Viveu em Moçambique, em Angola e em Portugal. Se pudesse escolher, em que país preferia viver?
Eu escolhi, e vivo aqui. Mas gostaria muito de voltar a viver em Moçambique. Foi uma terra que me marcou muito e de que gosto imenso.
Vila Maninhos, a terra inventada do livro O Dia dos Prodígios, tem alguma coisa a haver com Boliqueime?
Vila Maninhos é uma transfiguração dos lugares de Boliqueime, de Alte e de Paderne. Uma vez, uma pessoa disse-me: “Ah, fui a Vila Maninhos e gostei muito.” Fui incapaz de o corrigir. Achei que ela não estava a mentir: era uma confusão. Eu vejo esse sítio sobre o qual escrevi. Não tem as cores claras do cinema ou da televisão, é uma coisa penumbrosa mas que brilha. É assim um pouco esfumado, tem cinzentos lá dentro, existe o vermelho das bandeiras, mas é tudo visto como num sonho. Há muita relação entre a atmosfera dos sonhos e a da ficção e da leitura. Quando lemos, não imaginamos as cenas com cores muito vivas. A nossa imaginação é outra coisa. Mas um dia vai ser possível fazer filmes assim.
Quem é Lídia Jorge?
A Lídia Jorge nasceu a 18 de junho de 1946 em Bolíqueime, no Algarve. A escritora era filha única e os livros foram a sua grande companhia durante a infância. Mas levou algum tempo até ela se decidir a publicar romances… Primeiro, foi professora do ensino secundário, atividade de que gostou muito. Uma experiência importante na sua vida foi o ter vivido alguns anos em Angola e Moçambique, durante a guerra colonial.
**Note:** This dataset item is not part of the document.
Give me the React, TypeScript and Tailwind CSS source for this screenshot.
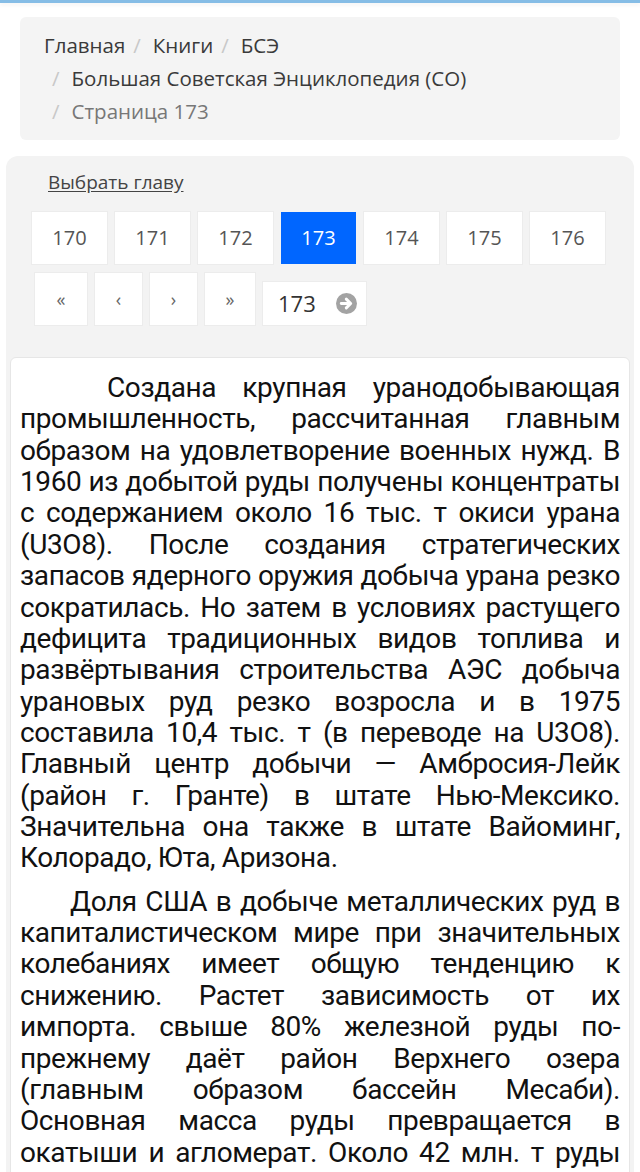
import React from "react";

const CRUMBS = [
  { label: "Главная", href: "#" },
  { label: "Книги", href: "#" },
  { label: "БСЭ", href: "#" },
  { label: "Большая Советская Энциклопедия (СО)", href: "#" },
  { label: "Страница 173" },
];

const PAGES = [170, 171, 172, 173, 174, 175, 176];
const CURRENT = 173;

const NAV = [
  { label: "«", w: "w-[52px]" },
  { label: "‹", w: "w-[47px]" },
  { label: "›", w: "w-[47px]" },
  { label: "»", w: "w-[50px]" },
];

// lines kept as they break on the source page
const PARAGRAPHS = [
  {
    indent: "pl-[87px]",
    lines: [
      "Создана крупная уранодобывающая",
      "промышленность, рассчитанная главным",
      "образом на удовлетворение военных нужд. В",
      "1960 из добытой руды получены концентраты",
      "с содержанием около 16 тыс. т окиси урана",
      "(U3O8). После создания стратегических",
      "запасов ядерного оружия добыча урана резко",
      "сократилась. Но затем в условиях растущего",
      "дефицита традиционных видов топлива и",
      "развёртывания строительства АЭС добыча",
      "урановых руд резко возросла и в 1975",
      "составила 10,4 тыс. т (в переводе на U3O8).",
      "Главный центр добычи — Амбросия-Лейк",
      "(район г. Гранте) в штате Нью-Мексико.",
      "Значительна она также в штате Вайоминг,",
      "Колорадо, Юта, Аризона.",
    ],
  },
  {
    indent: "pl-[50px]",
    lines: [
      "Доля США в добыче металлических руд в",
      "капиталистическом мире при значительных",
      "колебаниях имеет общую тенденцию к",
      "снижению. Растет зависимость от их",
      "импорта. свыше 80% железной руды по-",
      "прежнему даёт район Верхнего озера",
      "(главным образом бассейн Месаби).",
      "Основная масса руды превращается в",
      "окатыши и агломерат. Около 42 млн. т руды",
      "ежегодно ввозится из Канады, Венесуэлы,",
      "Бразилии, Либерии и других стран.",
    ],
  },
];

function ArrowCircle() {
  return (
    <svg width="21" height="21" viewBox="0 0 20 20" aria-hidden>
      <circle cx="10" cy="10" r="10" fill="#a3a3a3" />
      <path
        d="M5 10h8.5M9.8 5.8 14 10l-4.2 4.2"
        fill="none"
        stroke="#fff"
        strokeWidth="2.8"
        strokeLinecap="round"
        strokeLinejoin="round"
      />
    </svg>
  );
}

export default function App() {
  return (
    <div className="min-h-screen bg-white font-['Open_Sans',sans-serif]">
      <div className="h-[3px] bg-[#86bde6] shadow-[0_2px_4px_rgba(0,0,0,0.06)]" />

      <nav className="mx-5 mt-[14px] rounded-md bg-[#f4f4f4] px-6 py-[12px]">
        <ol className="flex flex-wrap text-[20.5px] leading-[33px]">
          {CRUMBS.map((c, i) => (
            <li key={c.label} className={i > 0 ? "flex pl-2" : "flex"}>
              {i > 0 ? <span className="pr-3 text-[#c8c8c8]">/</span> : null}
              {c.href ? (
                <a href={c.href} className="text-[#3a3a3a]">
                  {c.label}
                </a>
              ) : (
                <span className="text-[#777]">{c.label}</span>
              )}
            </li>
          ))}
        </ol>
      </nav>

      <section className="mx-[6px] mt-4 rounded-xl bg-[#f3f3f3] px-[4px] pt-[13px]">
        <div className="px-[22px]">
          <a href="#" className="ml-[16px] text-[19px] leading-[26px] text-[#444] underline underline-offset-2">
            Выбрать главу
          </a>

          <div className="mt-[17px] flex gap-2">
            {PAGES.map((p) => (
              <a
                key={p}
                href="#"
                className={
                  p === CURRENT
                    ? "flex h-[52px] w-[75px] items-center justify-center bg-[#0066ff] text-[20px] text-white"
                    : "flex h-[52px] w-[75px] items-center justify-center bg-white text-[20px] text-[#555] shadow-[0_0_0_1px_#ececec]"
                }
              >
                {p}
              </a>
            ))}
          </div>

          <div className="mt-[9px] ml-[3px] flex items-end gap-2">
            {NAV.map((n) => (
              <a
                key={n.label}
                href="#"
                className={`flex h-[52px] ${n.w} items-center justify-center bg-white text-[18px] text-[#666] shadow-[0_0_0_1px_#ececec]`}
              >
                {n.label}
              </a>
            ))}
            <div className="flex h-[43px] w-[103px] items-center justify-between bg-white pl-[15px] pr-[9px] shadow-[0_0_0_1px_#ececec]">
              <span className="text-[22px] text-[#333]">173</span>
              <ArrowCircle />
            </div>
          </div>
        </div>

        <article className="mt-[32px] rounded-md border border-[#e6e6e6] bg-white px-[9px] pt-[14px] pb-6 font-['Roboto',sans-serif] text-[28px] leading-[1.12] tracking-[-0.4px] text-[#111]">
          {PARAGRAPHS.map((p, i) => (
            <p key={i} className={i > 0 ? "mt-[12px]" : ""}>
              {p.lines.map((line, j) => {
                const last = j === p.lines.length - 1;
                return (
                  <span
                    key={j}
                    className={`block whitespace-nowrap ${j === 0 ? p.indent : ""} ${
                      last ? "text-left" : "text-justify [text-align-last:justify]"
                    }`}
                  >
                    {line}
                  </span>
                );
              })}
            </p>
          ))}
        </article>
      </section>
    </div>
  );
}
Ela ficou tão impressionada com o que viu que escreveu o romance A Costa dos Múrmurios, que até já foi adaptado ao cinema. Os seus dez romances para adultos – que lhe valeram 14 prémios literários -, têm nomes originais como O Dia dos Prodígios ou O Vento Assobiando nas Gruas. E escreveu ainda dois livros infantis, O Grande Voo do Pardal e Romance do Grande Gatão.